As a reading specialist at UNC-Chapel Hill, Mary Willingham met athletes who told her they had never read a book and didn't know what a paragraph was. She said she saw diagnostic tests that showed they were unable to do college-level work.
But many of those athletes stayed eligible to play sports, she said, because the academic support system provided improper help and tolerated plagiarism. When she raised questions or made an objection to what she saw as cheating, she said, she saw no one take her concerns seriously.
Willingham, who still works at the university but not with athletes, said she lodged complaints at least two years before UNC's academic problems erupted into scandal. She channeled some of her frustration into a thesis for her master?s degree, on the corrupting influence of big-money sports on university academics.
But after attending the recent funeral of former UNC system President Bill Friday, a prominent critic of revenue-driven college sports, and seeing that no one within the program was willing to admit that they had been aware of a problem, Willingham decided it was time to go public.
In a series of interviews with The News & Observer, she said there were numerous people in the academic support program who knew that what was going on was wrong, but they looked the other way, helping to protect one of the nation's most storied athletic programs.
Among her assertions:
- The no-show classes that had been offered by the chairman of the Department of African and Afro-American Studies date back at least to the time Willingham began working for the support program in 2003. Commonly known within the program as 'paper classes,?'they were billed as lecture classes, but the classes never met.
Willingham learned of them when she was asked to work with a female athlete on a paper. Willingham said the paper was a 'cut-and-paste' job, but when she raised questions about it, staff members told her not to worry. The student later received a grade of B or better.
- Members of the men?s basketball team took no-show classes until the fall semester of 2009, when the team was assigned a new academic counselor. The new counselor was appalled to learn of the classes, and wanted no part of them. University records show the enrollments stopped that semester for basketball players, while they continued for football players.
- Numerous football and basketball players came to the university with academic histories that showed them incapable of doing college-level work, especially at one of the nation?s top public universities. Diagnostic tests administered by the university confirmed their lack of preparedness and also identified learning disabilities that would need extensive remediation to put them on a successful academic path.
Some athletes told Willingham they had never read a book or written a paragraph, but they were placed in no-show classes that required a 20-page paper and came away with grades of B or better.
- Roughly five years ago, Bobbi Owen, the senior associate dean who had oversight of the academic support program, sought to rein in the number of independent studies offered by the African studies department, which by then averaged nearly 200 a year. Independent studies required no class time and often not much more than a term paper; they were popular with football and basketball players.
University records show that the number of independent study enrollments plummeted in the past five years compared with the previous five. Those courses have also been cited for a lack of academic integrity.
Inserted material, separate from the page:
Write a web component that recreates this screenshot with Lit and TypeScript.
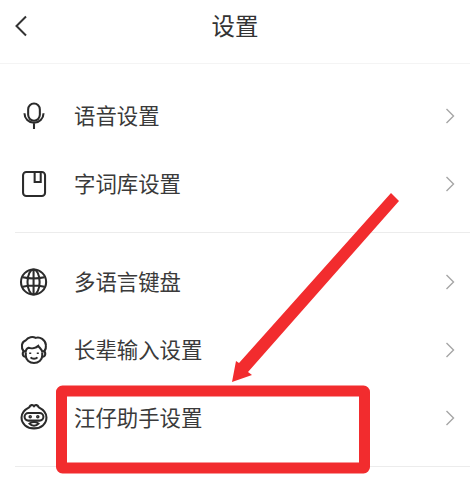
import { LitElement, html, css, svg } from "lit";
import { customElement } from "lit/decorators.js";

const ICONS = {
  mic: svg`<path d="M12 .5a5.400 5.400 0 0 0-5.400 5.400v5a5.400 5.400 0 0 0 10.800 0v-5A5.400 5.400 0 0 0 12 .5z"/><path d="M3.200 9.500a8.800 8.800 0 0 0 17.600 0M12 18.300V24"/>`,
  book: svg`<rect x="1.900" y="1" width="20.300" height="22" rx="3"/><path d="M12.600 1v9.200h5.600V1"/>`,
  globe: svg`<circle cx="11.600" cy="12" r="11.600"/><ellipse cx="11.600" cy="12" rx="5.600" ry="11.600"/><path d="M11.600 .4v23.200M1.600 7.600c6 1.300 14 1.300 20 0M1.600 16.400c6-1.300 14-1.300 20 0"/>`,
  elder: svg`<path d="M2.600 13.500C-.5 9.500.5 4.500 4.500 3 6.500-.2 11-.6 13.500.8 17.500-.6 22.500 2.500 23 7.500c.4 2.500-.6 4.500-1.600 6"/><path d="M4.200 14.500C4.400 12 5 10.500 7 10c3 1 7 0 9-1.800 1 1.800 3.500 2.800 3.800 6.300"/><path d="M4.400 14.500V17c0 4.500 3.600 7 7.600 7s7.600-2.500 7.600-7v-2.500"/><path d="M4 13c-3.300.3-3.300 5.200.5 5.500M20 13c3.300.3 3.300 5.200-.5 5.500"/><path d="M8.500 14.300v1.400M15.500 14.300v1.400M8.800 18.800c1.500 1.600 4.900 1.600 6.400 0"/>`,
  wang: svg`<path d="M7.500 2.200c1.500-2.600 3-2.600 4.500-1.100 1.500-1.500 3-1.500 4.500 1.100 4 2 7 5 7 9.400 0 6-5 10-11.500 10S.5 17.600.5 11.600c0-4.400 3-7.400 7-9.400z"/><rect x="3.300" y="7.400" width="17.400" height="7" rx="3.500"/><path d="M7.800 17.200c2.200 2.500 6.200 2.500 8.400 0-2-1.900-6.400-1.900-8.400 0z"/><circle cx="8.500" cy="10.900" r=".7"/><circle cx="15.500" cy="10.900" r=".7"/>`,
} as const;

type IconName = keyof typeof ICONS;
interface Row { icon: IconName; label: string; }

const GROUPS: Row[][] = [
  [
    { icon: "mic", label: "语音设置" },
    { icon: "book", label: "字词库设置" },
  ],
  [
    { icon: "globe", label: "多语言键盘" },
    { icon: "elder", label: "长辈输入设置" },
    { icon: "wang", label: "汪仔助手设置" },
  ],
];

@customElement("app-root")
export class AppRoot extends LitElement {
  static styles = css`
    :host {
      display: block;
      position: relative;
      width: 470px;
      height: 491px;
      overflow: hidden;
      background: #fff;
      font-family: "Noto Sans CJK SC", "Liberation Sans", sans-serif;
      color: #333;
    }
    .header {
      height: 64px;
      box-sizing: border-box;
      display: flex;
      align-items: center;
      justify-content: center;
      position: relative;
      border-bottom: 1px solid #f4f4f4;
      font-size: 23.500px;
      line-height: 1;
      padding-bottom: 11px;
    }
    .back {
      position: absolute;
      left: 14px;
      top: 14px;
      width: 14px;
      height: 24px;
      fill: none;
      stroke: #333;
      stroke-width: 2;
    }
    .group {
      margin: 0 0 0 15px;
      padding: 18px 0 14px;
      border-bottom: 1px solid #ececec;
    }
    .group + .group {
      padding-top: 15px;
    }
    .row {
      height: 68px;
      display: flex;
      align-items: center;
      padding-right: 15px;
    }
    .icon {
      width: 26px;
      height: 26px;
      margin-left: 6px;
      margin-right: 27px;
      flex: none;
      fill: none;
      stroke: #2b2b2b;
      stroke-width: 1.900;
      overflow: visible;
    }
    .label {
      flex: 1;
      font-size: 21.400px;
      line-height: 1;
      color: #3a3a3a;
      padding-bottom: 2px;
    }
    .chev {
      width: 10px;
      height: 16px;
      fill: none;
      stroke: #a6a6a6;
      stroke-width: 1.400;
    }
    .overlay {
      position: absolute;
      inset: 0;
      pointer-events: none;
    }
  `;

  render() {
    return html`
      <div class="header">
        <svg class="back" viewBox="0 0 14 24"><path d="M12 2.500 2.500 12 12 21.500"/></svg>
        设置
      </div>
      ${GROUPS.map(
        (g) => html`<div class="group">
          ${g.map(
            (r) => html`<div class="row">
              <svg class="icon" viewBox="0 0 24 24">${ICONS[r.icon]}</svg>
              <span class="label">${r.label}</span>
              <svg class="chev" viewBox="0 0 10 16"><path d="M1.500 1 8.500 8l-7 7"/></svg>
            </div>`
          )}
        </div>`
      )}
      <svg class="overlay" viewBox="0 0 470 491">
        <rect x="61.500" y="391" width="303" height="77" rx="1" fill="none" stroke="#f22c2e" stroke-width="11"/>
        <path d="M391 193 399 201 248 372 252 375 232 382 236 361 239 363z" fill="#f22c2e"/>
      </svg>
    `;
  }
}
Willingham, 51, said most of the athletes in the nonrevenue sports are capable of doing college-level work. But lowered academic standards for the football players and men's basketball players - known as 'special admits' - brought in athletes who lacked the academic ability, while still being expected to devote at least 20 hours a week to their sports.
She called that a dynamic destined to produce cheating. The special admissions go at least as far back as the early 1990s.
"There are serious literacy deficits and they cannot do the course work here," Willingham said. "And if you cannot do the course work here, how do you stay eligible? You stay eligible by some department, some professor, somebody who gives you a break. That's everywhere across the country. Here it happened with paper classes. There's no question."